You’ll also want to make sure that TEFL is, in fact, the course you’re looking for -- not TESL or TESOL. While TEFL stands for Teaching English as a Foreign Language and refers to teaching non-native speakers in a foreign country, TESL stands for Teaching English as a Second Language and is applicable when students are learning a new language in a country where the native language is English. TESOL is a broader hybrid; it stands for Teaching English to Speakers of Other Languages and can be applied to teaching in both native and non-native speaking countries.
What all that means is: if you're hoping to teach English in a foreign country where English is not the students’ native language then TEFL is for you.
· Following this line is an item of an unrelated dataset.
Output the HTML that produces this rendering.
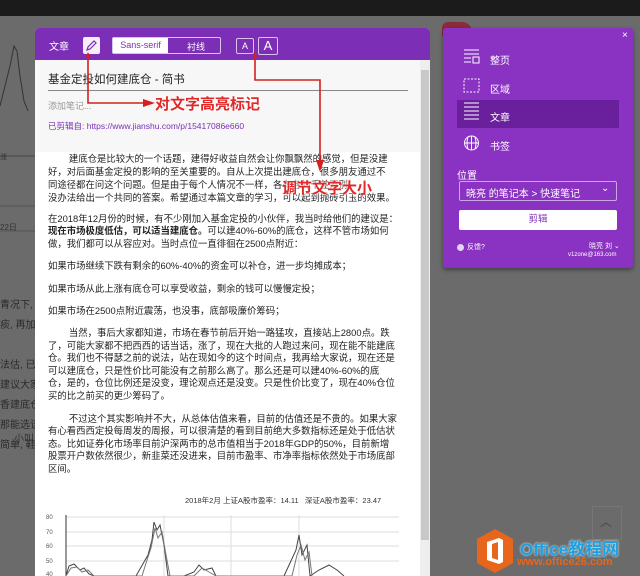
<!DOCTYPE html>
<html><head><meta charset="utf-8"><style>
*{margin:0;padding:0;box-sizing:border-box}
body{width:640px;height:576px;overflow:hidden;background:#6b6b6b;font-family:"Liberation Sans","Noto Sans CJK SC",sans-serif;position:relative}
.a{position:absolute;white-space:nowrap}
.t{font-size:9.4px;color:#222;left:48px;letter-spacing:0}
.rp{color:#fff;font-size:10px}
</style></head><body>
<div class="a" style="left:0;top:0;width:640px;height:16px;background:#1b1b1b"></div>
<svg class="a" style="left:0;top:16px" width="36" height="260"><polyline points="0,90 5,70 10,50 14,30 17,35 20,60 24,85 28,95" fill="none" stroke="#333" stroke-width="1"/><line x1="0" y1="140" x2="36" y2="140" stroke="#444"/><line x1="0" y1="190" x2="36" y2="190" stroke="#555"/><line x1="0" y1="215" x2="36" y2="215" stroke="#555"/></svg>
<div class="a" style="left:0;top:152px;font-size:7px;color:#333">涨</div>
<div class="a" style="left:0;top:222px;font-size:8px;color:#333">22日</div>
<div class="a" style="left:0;top:296px;font-size:10px;color:#2a2a2a;line-height:20px">青况下,<br>痰, 再加<br><br>法估, 已<br>建议大家<br>香建底仓<br>那能选该<br>简单, 鞋</div>
<div class="a" style="left:14px;top:430px;font-size:10px;color:#333">小叫</div>
<div class="a" style="left:35px;top:28px;width:395px;height:548px;background:#fff;border-radius:4px 4px 0 0;overflow:hidden">
 <div class="a" style="left:0;top:0;width:395px;height:32px;background:#7c2fb6"></div>
 <div class="a rp" style="left:14px;top:10px">文章</div>
 <div class="a" style="left:48px;top:9px;width:17px;height:17px;background:#f3eef8;border-radius:2px"><svg width="17" height="17"><path d="M4 13 L5 10 L11 4 L13 6 L7 12 Z" fill="none" stroke="#7c2fb6" stroke-width="1.2"/></svg></div>
 <div class="a" style="left:77px;top:9px;width:109px;height:17px;border:1px solid #d8c4ea;border-radius:2px"></div>
 <div class="a" style="left:78px;top:10px;width:55px;height:15px;background:#fff;font-size:9px;color:#7c2fb6;text-align:center;line-height:15px">Sans-serif</div>
 <div class="a rp" style="left:152px;top:12px;font-size:9px">衬线</div>
 <div class="a" style="left:201px;top:10px;width:18px;height:16px;border:1px solid #d8c4ea;border-radius:2px;color:#fff;font-size:9px;text-align:center;line-height:14px">A</div>
 <div class="a" style="left:223px;top:9px;width:20px;height:18px;border:1px solid #d8c4ea;border-radius:2px;color:#fff;font-size:13px;text-align:center;line-height:16px">A</div>
 <div class="a" style="left:0;top:32px;width:395px;height:92px;background:#f7f7f7"></div>
 <div class="a" style="left:13px;top:43px;font-size:11.5px;color:#222">基金定投如何建底仓 - 简书</div>
 <div class="a" style="left:13px;top:62px;width:360px;height:1px;background:#888"></div>
 <div class="a" style="left:13px;top:71px;font-size:9px;color:#999">添加笔记...</div>
 <div class="a" style="left:13px;top:92px;font-size:8.5px;color:#7c2fb6">已剪辑自: https://www.jianshu.com/p/15417086e660</div>
 <div class="a" style="left:385px;top:32px;width:10px;height:516px;background:#eee"></div>
 <div class="a" style="left:386px;top:42px;width:8px;height:470px;background:#c8c8c8"></div>
</div>
<div class="a t" style="top:151px">&nbsp;&nbsp;&nbsp;&nbsp;&nbsp;&nbsp;&nbsp;&nbsp;建底仓是比较大的一个话题，建得好收益自然会让你飘飘然的感觉，但是没建</div>
<div class="a t" style="top:164px">好，对后面基金定投的影响的至关重要的。自从上次提出建底仓，很多朋友通过不</div>
<div class="a t" style="top:177px">同途径都在问这个问题。但是由于每个人情况不一样，各有各的千差万别，</div>
<div class="a t" style="top:190px">没办法给出一个共同的答案。希望通过本篇文章的学习，可以起到抛砖引玉的效果。</div>
<div class="a t" style="top:211px">在2018年12月份的时候，有不少刚加入基金定投的小伙伴，我当时给他们的建议是：</div>
<div class="a t" style="top:223px"><b>现在市场极度低估，可以适当建底仓。</b>可以建40%-60%的底仓，这样不管市场如何</div>
<div class="a t" style="top:236px">做，我们都可以从容应对。当时点位一直徘徊在2500点附近：</div>
<div class="a t" style="top:258px">如果市场继续下跌有剩余的60%-40%的资金可以补仓，进一步均摊成本；</div>
<div class="a t" style="top:281px">如果市场从此上涨有底仓可以享受收益，剩余的钱可以慢慢定投；</div>
<div class="a t" style="top:303px">如果市场在2500点附近震荡，也没事，底部吸廉价筹码；</div>
<div class="a t" style="top:325px">&nbsp;&nbsp;&nbsp;&nbsp;&nbsp;&nbsp;&nbsp;&nbsp;当然，事后大家都知道，市场在春节前后开始一路猛攻，直接站上2800点。跌</div>
<div class="a t" style="top:338px">了，可能大家都不把西西的话当话，涨了，现在大批的人跑过来问，现在能不能建底</div>
<div class="a t" style="top:350px">仓。我们也不得瑟之前的说法，站在现如今的这个时间点，我再给大家说，现在还是</div>
<div class="a t" style="top:363px">可以建底仓，只是性价比可能没有之前那么高了。那么还是可以建40%-60%的底</div>
<div class="a t" style="top:375px">仓，是的，仓位比例还是没变，理论观点还是没变。只是性价比变了，现在40%仓位</div>
<div class="a t" style="top:388px">买的比之前买的更少筹码了。</div>
<div class="a t" style="top:411px">&nbsp;&nbsp;&nbsp;&nbsp;&nbsp;&nbsp;&nbsp;&nbsp;不过这个其实影响并不大，从总体估值来看，目前的估值还是不贵的。如果大家</div>
<div class="a t" style="top:423px">有心看西西定投每周发的周报，可以很清楚的看到目前绝大多数指标还是处于低估状</div>
<div class="a t" style="top:436px">态。比如证券化市场率目前沪深两市的总市值相当于2018年GDP的50%，目前新增</div>
<div class="a t" style="top:448px">股票开户数依然很少，新韭菜还没进来，目前市盈率、市净率指标依然处于市场底部</div>
<div class="a t" style="top:461px">区间。</div>
<div class="a" style="left:185px;top:495px;font-size:7.5px;color:#333">2018年2月 上证A股市盈率：14.11&nbsp;&nbsp;&nbsp;深证A股市盈率：23.47</div>
<svg class="a" style="left:44px;top:510px" width="360" height="66">
 <g stroke="#ddd" stroke-width="1"><line x1="22" y1="7" x2="355" y2="7"/><line x1="22" y1="22" x2="355" y2="22"/><line x1="22" y1="36" x2="355" y2="36"/><line x1="22" y1="51" x2="355" y2="51"/><line x1="120" y1="5" x2="120" y2="66"/><line x1="187" y1="5" x2="187" y2="66"/><line x1="255" y1="5" x2="255" y2="66"/></g>
 <line x1="22" y1="5" x2="22" y2="66" stroke="#333"/>
 <g font-size="6" fill="#555"><text x="2" y="9">80</text><text x="2" y="24">70</text><text x="2" y="38">60</text><text x="2" y="53">50</text><text x="2" y="66">40</text></g>
 <polyline fill="none" stroke="#444" stroke-width="1" points="22,66 25,56 30,54 36,60 40,58 45,64 50,66 60,66 70,66 80,66 92,66 100,52 104,45 108,30 110,12 113,20 116,15 120,35 124,66 140,66 150,62 155,55 160,60 168,58 172,66 190,66 220,66 240,66 252,40 255,25 258,45 263,35 266,66 275,60 285,55 293,60 300,66"/>
 <polyline fill="none" stroke="#777" stroke-width="1" points="22,66 27,58 33,57 38,62 44,60 50,66 98,66 103,50 107,38 111,18 114,28 118,22 122,45 126,66 150,66 158,58 165,62 172,66 248,66 253,45 257,35 261,50 265,42 268,66"/>
</svg>
<svg class="a" style="left:0;top:0" width="640" height="576">
 <g fill="none" stroke="#d42020" stroke-width="1.6"><polyline points="88,57 88,103 145,103"/><polyline points="255,57 255,80 320,80 320,162"/></g>
 <polygon points="155,103 143,99 143,107" fill="#d42020"/>
 <polygon points="320,172 316,160 324,160" fill="#d42020"/>
 <polygon points="88,52 85,58 91,58" fill="#d42020"/>
 <polygon points="255,52 252,58 258,58" fill="#d42020"/>
</svg>
<div class="a" style="left:155px;top:93px;font-size:15px;color:#e02828;font-weight:bold;text-shadow:0 0 3px #fff,0 0 2px #fff">对文字高亮标记</div>
<div class="a" style="left:282px;top:177px;font-size:15px;color:#e02828;font-weight:bold;text-shadow:0 0 3px #fff,0 0 2px #fff">调节文字大小</div>
<div class="a" style="left:442px;top:22px;width:30px;height:14px;background:#8a2a3a;border-radius:6px 10px 0 0"></div>
<div class="a" style="left:443px;top:28px;width:190px;height:240px;background:#8a32c2;border-radius:3px;box-shadow:0 2px 4px rgba(0,0,0,.4)"></div>
<div class="a rp" style="left:622px;top:30px;font-size:10px">×</div>
<div class="a" style="left:457px;top:100px;width:162px;height:28px;background:#6a1f9c"></div>
<svg class="a" style="left:463px;top:48px" width="20" height="110" stroke="#fff" fill="none" stroke-width="1">
 <path d="M1 2H16M1 6H16M1 10H8M1 14H8M10 9H16V15H10Z"/>
 <path d="M1 31H16V44H1Z" stroke-dasharray="2 1.5"/>
 <path d="M1 55H16M1 59H16M1 63H16M1 67H16M1 71H16"/>
 <circle cx="8.5" cy="95" r="7"/><path d="M1.5 95H15.5M8.5 88V102M5 89Q3 95 5 101M12 89Q14 95 12 101"/>
</svg>
<div class="a rp" style="left:490px;top:52px">整页</div>
<div class="a rp" style="left:490px;top:81px">区域</div>
<div class="a rp" style="left:490px;top:109px">文章</div>
<div class="a rp" style="left:490px;top:138px">书签</div>
<div class="a rp" style="left:457px;top:167px">位置</div>
<div class="a" style="left:459px;top:181px;width:158px;height:20px;border:1px solid #c9a7e3;border-radius:2px"></div>
<div class="a rp" style="left:466px;top:185px;font-size:10px">晓亮 的笔记本 &gt; 快速笔记</div>
<div class="a rp" style="left:601px;top:183px;font-size:10px">⌄</div>
<div class="a" style="left:459px;top:210px;width:158px;height:20px;background:#fff;border-radius:2px;color:#7c2fb6;font-size:9.5px;text-align:center;line-height:20px">剪辑</div>
<div class="a" style="left:457px;top:244px;width:7px;height:7px;border-radius:50%;background:#e6d5f2"></div>
<div class="a rp" style="left:467px;top:242px;font-size:7px">反馈?</div>
<div class="a rp" style="left:589px;top:241px;font-size:7px">晓亮 刘 ⌄</div>
<div class="a rp" style="left:568px;top:252px;font-size:6px">v1zone@163.com</div>
<div class="a" style="left:592px;top:506px;width:30px;height:34px;border:1px solid #777"></div>
<div class="a" style="left:600px;top:513px;color:#444;font-size:12px">︿</div>
<svg class="a" style="left:475px;top:528px" width="40" height="46"><polygon points="20,1 38,11 38,35 20,45 2,35 2,11" fill="#e8661c"/><path d="M12 14L24 10L28 12V34L24 36L12 32Z" fill="#fff"/><path d="M17 16L23 14V32L17 30Z" fill="#e8661c"/></svg>
<div class="a" style="left:520px;top:535px;font-size:17px;font-weight:bold;color:#1ba1e2;text-shadow:0 0 2px #fff">Office教程网</div>
<div class="a" style="left:517px;top:556px;font-size:11px;font-weight:bold;color:#e8661c">www.office26.com</div>
</body></html>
A final box to tick before looking further into any courses is that your chosen course is at least 100 hours in length -- this tends to be the minimum length for commonly recognized TEFL qualifications. For an even safer and more widely recognized course, go for a 120-hour+ option.
Online TEFL Courses: A Growing Market
Online education has grown and improved so much over the past decade -- but nonetheless it's natural that you would have some questions as to what is actually taught in one of these online TEFL courses. Hopefully this article has helped to illuminate some of those questions, but if you still need some clarification, feel free to reach out in the comments below!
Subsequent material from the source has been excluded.